* [Prompt] Report every line below that holds the word "React".

Start of Record excerpts

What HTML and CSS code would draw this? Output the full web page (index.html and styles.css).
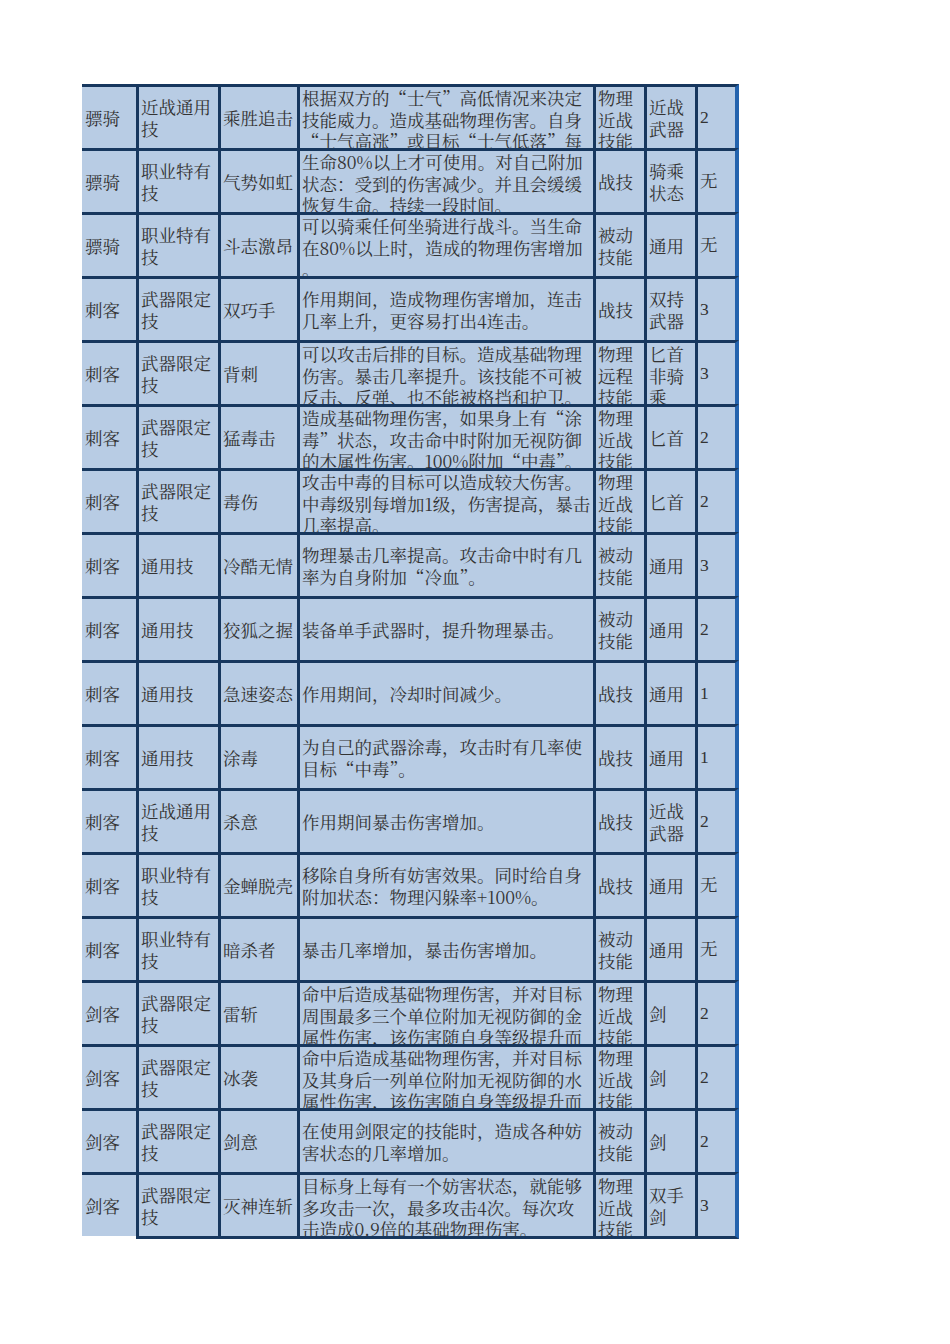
FILE: index.html
```html
<!DOCTYPE html>
<html lang="zh-CN">
<head>
<meta charset="utf-8">
<title>技能表</title>
<link rel="stylesheet" href="styles.css">
</head>
<body>
<div class="page">
  <div class="sheet">
    <div class="cell c1">骠骑</div><div class="cell">近战通用技</div><div class="cell">乘胜追击</div><div class="cell">根据双方的“士气”高低情况来决定技能威力。造成基础物理伤害。自身“士气高涨”或目标“士气低落”每一级，伤害提高。</div><div class="cell">物理近战技能</div><div class="cell">近战武器</div><div class="cell c7">2</div>
    <div class="cell c1">骠骑</div><div class="cell">职业特有技</div><div class="cell">气势如虹</div><div class="cell">生命80%以上才可使用。对自己附加状态：受到的伤害减少。并且会缓缓恢复生命。持续一段时间。</div><div class="cell">战技</div><div class="cell">骑乘状态</div><div class="cell c7">无</div>
    <div class="cell c1">骠骑</div><div class="cell">职业特有技</div><div class="cell">斗志激昂</div><div class="cell">可以骑乘任何坐骑进行战斗。当生命在80%以上时，造成的物理伤害增加。</div><div class="cell">被动技能</div><div class="cell">通用</div><div class="cell c7">无</div>
    <div class="cell c1">刺客</div><div class="cell">武器限定技</div><div class="cell">双巧手</div><div class="cell">作用期间，造成物理伤害增加，连击几率上升，更容易打出4连击。</div><div class="cell">战技</div><div class="cell">双持武器</div><div class="cell c7">3</div>
    <div class="cell c1">刺客</div><div class="cell">武器限定技</div><div class="cell">背刺</div><div class="cell">可以攻击后排的目标。造成基础物理伤害。暴击几率提升。该技能不可被反击、反弹、也不能被格挡和护卫。</div><div class="cell">物理远程技能</div><div class="cell">匕首非骑乘</div><div class="cell c7">3</div>
    <div class="cell c1">刺客</div><div class="cell">武器限定技</div><div class="cell">猛毒击</div><div class="cell">造成基础物理伤害，如果身上有“涂毒”状态，攻击命中时附加无视防御的木属性伤害。100%附加“中毒”。</div><div class="cell">物理近战技能</div><div class="cell">匕首</div><div class="cell c7">2</div>
    <div class="cell c1">刺客</div><div class="cell">武器限定技</div><div class="cell">毒伤</div><div class="cell">攻击中毒的目标可以造成较大伤害。中毒级别每增加1级，伤害提高，暴击几率提高。</div><div class="cell">物理近战技能</div><div class="cell">匕首</div><div class="cell c7">2</div>
    <div class="cell c1">刺客</div><div class="cell">通用技</div><div class="cell">冷酷无情</div><div class="cell">物理暴击几率提高。攻击命中时有几率为自身附加“冷血”。</div><div class="cell">被动技能</div><div class="cell">通用</div><div class="cell c7">3</div>
    <div class="cell c1">刺客</div><div class="cell">通用技</div><div class="cell">狡狐之握</div><div class="cell">装备单手武器时，提升物理暴击。</div><div class="cell">被动技能</div><div class="cell">通用</div><div class="cell c7">2</div>
    <div class="cell c1">刺客</div><div class="cell">通用技</div><div class="cell">急速姿态</div><div class="cell">作用期间，冷却时间减少。</div><div class="cell">战技</div><div class="cell">通用</div><div class="cell c7">1</div>
    <div class="cell c1">刺客</div><div class="cell">通用技</div><div class="cell">涂毒</div><div class="cell">为自己的武器涂毒，攻击时有几率使目标“中毒”。</div><div class="cell">战技</div><div class="cell">通用</div><div class="cell c7">1</div>
    <div class="cell c1">刺客</div><div class="cell">近战通用技</div><div class="cell">杀意</div><div class="cell">作用期间暴击伤害增加。</div><div class="cell">战技</div><div class="cell">近战武器</div><div class="cell c7">2</div>
    <div class="cell c1">刺客</div><div class="cell">职业特有技</div><div class="cell">金蝉脱壳</div><div class="cell">移除自身所有妨害效果。同时给自身附加状态：物理闪躲率+100%。</div><div class="cell">战技</div><div class="cell">通用</div><div class="cell c7">无</div>
    <div class="cell c1">刺客</div><div class="cell">职业特有技</div><div class="cell">暗杀者</div><div class="cell">暴击几率增加，暴击伤害增加。</div><div class="cell">被动技能</div><div class="cell">通用</div><div class="cell c7">无</div>
    <div class="cell c1">剑客</div><div class="cell">武器限定技</div><div class="cell">雷斩</div><div class="cell">命中后造成基础物理伤害，并对目标周围最多三个单位附加无视防御的金属性伤害，该伤害随自身等级提升而提升。</div><div class="cell">物理近战技能</div><div class="cell">剑</div><div class="cell c7">2</div>
    <div class="cell c1">剑客</div><div class="cell">武器限定技</div><div class="cell">冰袭</div><div class="cell">命中后造成基础物理伤害，并对目标及其身后一列单位附加无视防御的水属性伤害，该伤害随自身等级提升而提升。</div><div class="cell">物理近战技能</div><div class="cell">剑</div><div class="cell c7">2</div>
    <div class="cell c1">剑客</div><div class="cell">武器限定技</div><div class="cell">剑意</div><div class="cell">在使用剑限定的技能时，造成各种妨害状态的几率增加。</div><div class="cell">被动技能</div><div class="cell">剑</div><div class="cell c7">2</div>
    <div class="cell c1 last">剑客</div><div class="cell last">武器限定技</div><div class="cell last">灭神连斩</div><div class="cell last">目标身上每有一个妨害状态，就能够多攻击一次，最多攻击4次。每次攻击造成0.9倍的基础物理伤害。</div><div class="cell last">物理近战技能</div><div class="cell last">双手剑</div><div class="cell c7 last">3</div>
  </div>
</div>
</body>
</html>
```

FILE: styles.css
```css
html, body {
  margin: 0;
  padding: 0;
  background: #ffffff;
}

.page {
  padding: 84px 0 0 82px;
}

.sheet {
  display: grid;
  width: 657px;
  grid-template-columns: 54px 82px 79px 296px 51px 51px 44px;
  grid-template-rows: repeat(17, 64px) 67px;
  font-family: "Noto Serif CJK SC", "Noto Sans CJK SC", sans-serif;
  font-size: 17.5px;
  line-height: 21.5px;
  color: #333333;
}

.cell {
  box-sizing: border-box;
  background: #b8cce4;
  background-clip: padding-box;
  border-top: 3px solid #17375e;
  border-left: 3px solid #17375e;
  padding: 0 2px;
  overflow: hidden;
  display: flex;
  flex-direction: column;
  justify-content: safe center;
  line-break: anywhere;
}

.c1 {
  border-left: none;
  padding-left: 3px;
}

.c7 {
  border-right: 4px solid #2463ad;
  font-family: "Liberation Serif", "Noto Serif CJK SC", "Noto Sans CJK SC", serif;
}

.last {
  border-bottom: 3px solid #17375e;
}

.c1.last {
  border-bottom-color: transparent;
}
```
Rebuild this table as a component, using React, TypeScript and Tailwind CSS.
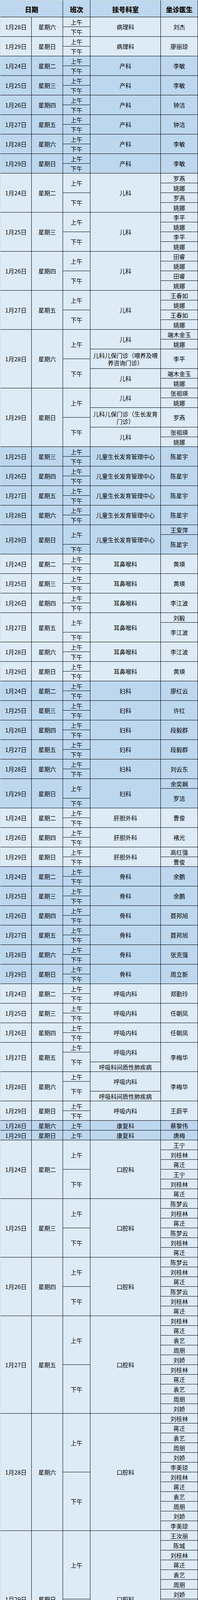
import React from "react";

type Part = [string, number];
type Block = {
  date: string;
  week: string;
  bg: string;
  shifts: Part[];
  depts: Part[];
  docs: Part[];
};

const H: Record<number, string> = {
  1: "h-[24px]",
  2: "h-[49px]",
  3: "h-[74px]",
  4: "h-[99px]",
  5: "h-[124px]",
  6: "h-[149px]",
  7: "h-[174px]",
  8: "h-[199px]",
  9: "h-[224px]",
  10: "h-[249px]",
  11: "h-[274px]",
  12: "h-[299px]",
  13: "h-[324px]",
  14: "h-[349px]",
};

const L = "bg-[#ddebf7]";
const D = "bg-[#bdd7ee]";

const AMPM: Part[] = [
  ["上午", 1],
  ["下午", 1],
];

const simple = (bg: string, date: string, week: string, dept: string, doc: string): Block => ({
  bg,
  date,
  week,
  shifts: AMPM,
  depts: [[dept, 2]],
  docs: [[doc, 2]],
});

const kids = (date: string, week: string, a: string, b: string): Block => ({
  bg: L,
  date,
  week,
  shifts: [
    ["上午", 2],
    ["下午", 2],
  ],
  depts: [["儿科", 4]],
  docs: [
    [a, 1],
    [b, 1],
    [a, 1],
    [b, 1],
  ],
});

const oral = (date: string, week: string, names: string[]): Block => ({
  bg: L,
  date,
  week,
  shifts: [
    ["上午", names.length],
    ["下午", names.length],
  ],
  depts: [["口腔科", names.length * 2]],
  docs: [...names, ...names].map((n) => [n, 1] as Part),
});

const blocks: Block[] = [
  simple(L, "1月28日", "星期六", "病理科", "刘杰"),
  simple(L, "1月29日", "星期日", "病理科", "廖丽琼"),

  simple(D, "1月24日", "星期二", "产科", "李敏"),
  simple(D, "1月25日", "星期三", "产科", "李敏"),
  simple(D, "1月26日", "星期四", "产科", "钟洁"),
  simple(D, "1月27日", "星期五", "产科", "钟洁"),
  simple(D, "1月28日", "星期六", "产科", "李敏"),
  simple(D, "1月29日", "星期日", "产科", "李敏"),

  kids("1月24日", "星期二", "罗燕", "姚娜"),
  kids("1月25日", "星期三", "李平", "姚娜"),
  kids("1月26日", "星期四", "田睿", "姚娜"),
  kids("1月27日", "星期五", "王春如", "姚娜"),
  {
    bg: L,
    date: "1月28日",
    week: "星期六",
    shifts: [
      ["上午", 3],
      ["下午", 3],
    ],
    depts: [
      ["儿科", 2],
      ["儿科儿保门诊（喂养及喂养咨询门诊）", 2],
      ["儿科", 2],
    ],
    docs: [
      ["端木金玉", 1],
      ["姚娜", 1],
      ["李平", 2],
      ["端木金玉", 1],
      ["姚娜", 1],
    ],
  },
  {
    bg: L,
    date: "1月29日",
    week: "星期日",
    shifts: [
      ["上午", 3],
      ["下午", 3],
    ],
    depts: [
      ["儿科", 2],
      ["儿科儿保门诊（生长发育门诊）", 2],
      ["儿科", 2],
    ],
    docs: [
      ["张祖瑛", 1],
      ["姚娜", 1],
      ["罗燕", 2],
      ["张祖瑛", 1],
      ["姚娜", 1],
    ],
  },

  simple(D, "1月25日", "星期三", "儿童生长发育管理中心", "陈星宇"),
  simple(D, "1月26日", "星期四", "儿童生长发育管理中心", "陈星宇"),
  simple(D, "1月27日", "星期五", "儿童生长发育管理中心", "陈星宇"),
  simple(D, "1月28日", "星期六", "儿童生长发育管理中心", "陈星宇"),
  {
    bg: D,
    date: "1月29日",
    week: "星期日",
    shifts: [
      ["上午", 2],
      ["下午", 1],
    ],
    depts: [["儿童生长发育管理中心", 3]],
    docs: [
      ["王爱萍", 1],
      ["陈星宇", 2],
    ],
  },

  simple(L, "1月24日", "星期二", "耳鼻喉科", "黄瑛"),
  simple(L, "1月25日", "星期三", "耳鼻喉科", "黄瑛"),
  simple(L, "1月26日", "星期四", "耳鼻喉科", "李江波"),
  {
    bg: L,
    date: "1月27日",
    week: "星期五",
    shifts: [
      ["上午", 2],
      ["下午", 1],
    ],
    depts: [["耳鼻喉科", 3]],
    docs: [
      ["刘毅", 1],
      ["李江波", 2],
    ],
  },
  simple(L, "1月28日", "星期六", "耳鼻喉科", "李江波"),
  simple(L, "1月29日", "星期日", "耳鼻喉科", "黄瑛"),

  simple(D, "1月24日", "星期二", "妇科", "廖红云"),
  simple(D, "1月25日", "星期三", "妇科", "许红"),
  simple(D, "1月26日", "星期四", "妇科", "段毅群"),
  simple(D, "1月27日", "星期五", "妇科", "段毅群"),
  simple(D, "1月28日", "星期六", "妇科", "刘云东"),
  {
    bg: D,
    date: "1月29日",
    week: "星期日",
    shifts: [
      ["上午", 2],
      ["下午", 1],
    ],
    depts: [["妇科", 3]],
    docs: [
      ["余奕娴", 1],
      ["罗洁", 2],
    ],
  },

  simple(L, "1月24日", "星期二", "肝胆外科", "曹俊"),
  simple(L, "1月26日", "星期四", "肝胆外科", "褚光"),
  {
    bg: L,
    date: "1月29日",
    week: "星期日",
    shifts: AMPM,
    depts: [["肝胆外科", 2]],
    docs: [
      ["高红强", 1],
      ["曹俊", 1],
    ],
  },

  simple(D, "1月24日", "星期二", "骨科", "余鹏"),
  simple(D, "1月25日", "星期三", "骨科", "余鹏"),
  simple(D, "1月26日", "星期四", "骨科", "聂邦旭"),
  simple(D, "1月27日", "星期五", "骨科", "聂邦旭"),
  simple(D, "1月28日", "星期六", "骨科", "张克强"),
  simple(D, "1月29日", "星期日", "骨科", "周立新"),

  simple(L, "1月24日", "星期二", "呼吸内科", "郑勤玲"),
  simple(L, "1月25日", "星期三", "呼吸内科", "任朝凤"),
  simple(L, "1月26日", "星期四", "呼吸内科", "任朝凤"),
  {
    bg: L,
    date: "1月27日",
    week: "星期五",
    shifts: [
      ["上午", 1],
      ["下午", 2],
    ],
    depts: [
      ["呼吸内科", 2],
      ["呼吸科间质性肺疾病", 1],
    ],
    docs: [["李梅华", 3]],
  },
  {
    bg: L,
    date: "1月28日",
    week: "星期六",
    shifts: [
      ["上午", 1],
      ["下午", 2],
    ],
    depts: [
      ["呼吸内科", 2],
      ["呼吸科间质性肺疾病", 1],
    ],
    docs: [["李梅华", 3]],
  },
  simple(L, "1月29日", "星期日", "呼吸内科", "王蔚平"),

  {
    bg: D,
    date: "1月28日",
    week: "星期六",
    shifts: [["上午", 1]],
    depts: [["康复科", 1]],
    docs: [["蔡黎伟", 1]],
  },
  {
    bg: D,
    date: "1月29日",
    week: "星期日",
    shifts: [["上午", 1]],
    depts: [["康复科", 1]],
    docs: [["唐梅", 1]],
  },

  oral("1月24日", "星期二", ["王宁", "刘桂林", "蒋迁"]),
  oral("1月25日", "星期三", ["陈梦云", "刘桂林", "蒋迁"]),
  oral("1月26日", "星期四", ["陈梦云", "刘桂林", "蒋迁"]),
  oral("1月27日", "星期五", ["刘桂林", "蒋迁", "袁艺", "周朋", "刘娇"]),
  oral("1月28日", "星期六", ["刘桂林", "蒋迁", "袁艺", "周朋", "刘娇", "李美琼"]),
  oral("1月29日", "星期日", ["王汝丽", "陈城", "刘桂林", "蒋迁", "袁艺", "周朋", "刘娇"]),
];

const cellText =
  "flex items-center justify-center px-1 text-center text-[15px] leading-[19px] text-black";

const headCls =
  "bg-[#bdd7ee] flex shrink-0 items-center justify-center pt-[3px] text-[17px] leading-[20px] font-bold text-black [text-shadow:1px_1px_1px_#8a8a8a]";

function Column({ parts, width, bg }: { parts: Part[]; width: string; bg: string }) {
  return (
    <div className={`${width} flex shrink-0 flex-col gap-px`}>
      {parts.map(([text, span], i) => (
        <div key={i} className={`${H[span]} ${bg} shrink-0 ${cellText}`}>
          {text}
        </div>
      ))}
    </div>
  );
}

function Row({ b }: { b: Block }) {
  return (
    <div className="flex gap-px">
      <div className={`w-[79px] shrink-0 ${b.bg} ${cellText}`}>{b.date}</div>
      <div className={`w-[79px] shrink-0 ${b.bg} ${cellText}`}>{b.week}</div>
      <Column parts={b.shifts} width="w-[69px]" bg={b.bg} />
      <Column parts={b.depts} width="w-[179px]" bg={b.bg} />
      <Column parts={b.docs} width="w-[94px]" bg={b.bg} />
    </div>
  );
}

export default function App() {
  return (
    <div className="w-[506px] bg-white font-['Noto_Sans_CJK_SC','Noto_Sans',sans-serif]">
      <div className="border-l border-t border-[#d4d4d4]">
        <div className="flex flex-col gap-px bg-black border-r border-b border-black">
          <div className="flex h-[42px] gap-px">
            <div className={`w-[159px] ${headCls}`}>日期</div>
            <div className={`w-[69px] ${headCls}`}>班次</div>
            <div className={`w-[179px] ${headCls}`}>挂号科室</div>
            <div className={`w-[94px] ${headCls}`}>坐诊医生</div>
          </div>
          {blocks.map((b, i) => (
            <Row key={i} b={b} />
          ))}
        </div>
      </div>
    </div>
  );
}
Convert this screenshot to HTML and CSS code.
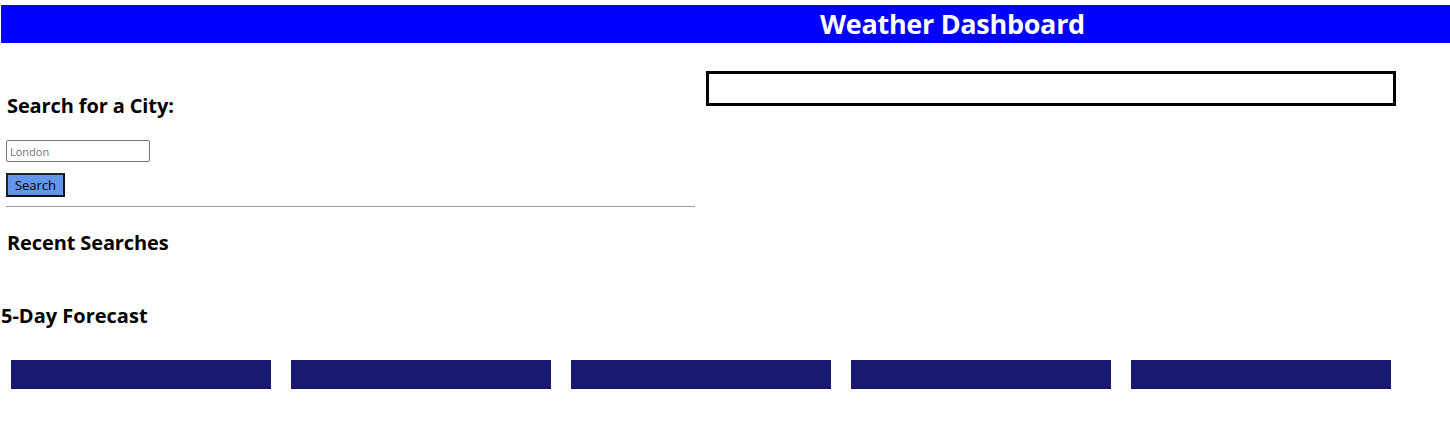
FILE: index.html
```html
<!DOCTYPE html>
<html lang="en">
<head>
<meta charset="utf-8">
<title>Weather Dashboard</title>
<link rel="stylesheet" href="styles.css">
</head>
<body>
<header class="top-bar">
  <h1 class="title">Weather Dashboard</h1>
</header>
<main class="main">
  <section class="sidebar">
    <h3 class="side-heading search-heading">Search for a City:</h3>
    <input class="city-input" type="text" placeholder="London">
    <button class="search-btn" type="button">Search</button>
    <hr class="divider">
    <h3 class="side-heading recent-heading">Recent Searches</h3>
  </section>
  <section class="current">
    <div class="current-box"></div>
  </section>
</main>
<section class="forecast">
  <h3 class="forecast-heading">5-Day Forecast</h3>
  <div class="cards">
    <div class="card"></div>
    <div class="card"></div>
    <div class="card"></div>
    <div class="card"></div>
    <div class="card"></div>
  </div>
</section>
</body>
</html>
```

FILE: styles.css
```css
* { box-sizing: border-box; }
body {
  margin: 0;
  padding: 5px 0 0 1px;
  font-family: "Open Sans", "Noto Sans", sans-serif;
  color: #000;
  background: #fff;
}
.top-bar {
  background: #0000ff;
  height: 38px;
  display: flex;
  align-items: center;
  padding-left: 819px;
}
.title {
  margin: 0;
  color: #fff;
  font-size: 27px;
  font-weight: 700;
  line-height: 38px;
  letter-spacing: -0.3px;
}
.main {
  display: flex;
  align-items: flex-start;
  padding-left: 5px;
}
.sidebar {
  width: 689px;
  display: flex;
  flex-direction: column;
  align-items: flex-start;
}
.side-heading {
  margin: 0;
  font-size: 20px;
  font-weight: 700;
  letter-spacing: -0.12px;
  padding-left: 1px;
}
.search-heading { margin-top: 50px; line-height: 26px; }
.city-input {
  margin-top: 21px;
  width: 144px;
  height: 22px;
  border: 1px solid #767676;
  border-radius: 2px;
  padding: 1px 3px;
  font-family: inherit;
  font-size: 11px;
  color: #000;
}
.city-input::placeholder { color: #757575; }
.search-btn {
  margin-top: 11px;
  width: 59px;
  height: 24px;
  background: #6495ed;
  border: 2px solid #111;
  border-color: #222 #111 #111 #222;
  padding: 0;
  font-family: inherit;
  font-size: 13px;
  color: #000;
}
.divider {
  align-self: stretch;
  margin: 9px 0 0 0;
  border: 0;
  border-top: 1px solid #999;
  height: 0;
}
.recent-heading { margin-top: 23px; line-height: 26px; }
.current {
  margin-left: 11px;
  padding-top: 28px;
}
.current-box {
  width: 690px;
  height: 35px;
  border: 3px solid #000;
}
.forecast { margin-top: 47px; }
.forecast-heading {
  margin: 0;
  font-size: 20px;
  font-weight: 700;
  line-height: 26px;
}
.cards {
  display: flex;
  gap: 20px;
  padding-left: 10px;
  margin-top: 31px;
}
.card {
  width: 260px;
  height: 29px;
  background: #191970;
}
```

End of Record excerpts

* [Written reply]
Rebuild this table as a component, using React, TypeScript and Tailwind CSS.
import React from "react";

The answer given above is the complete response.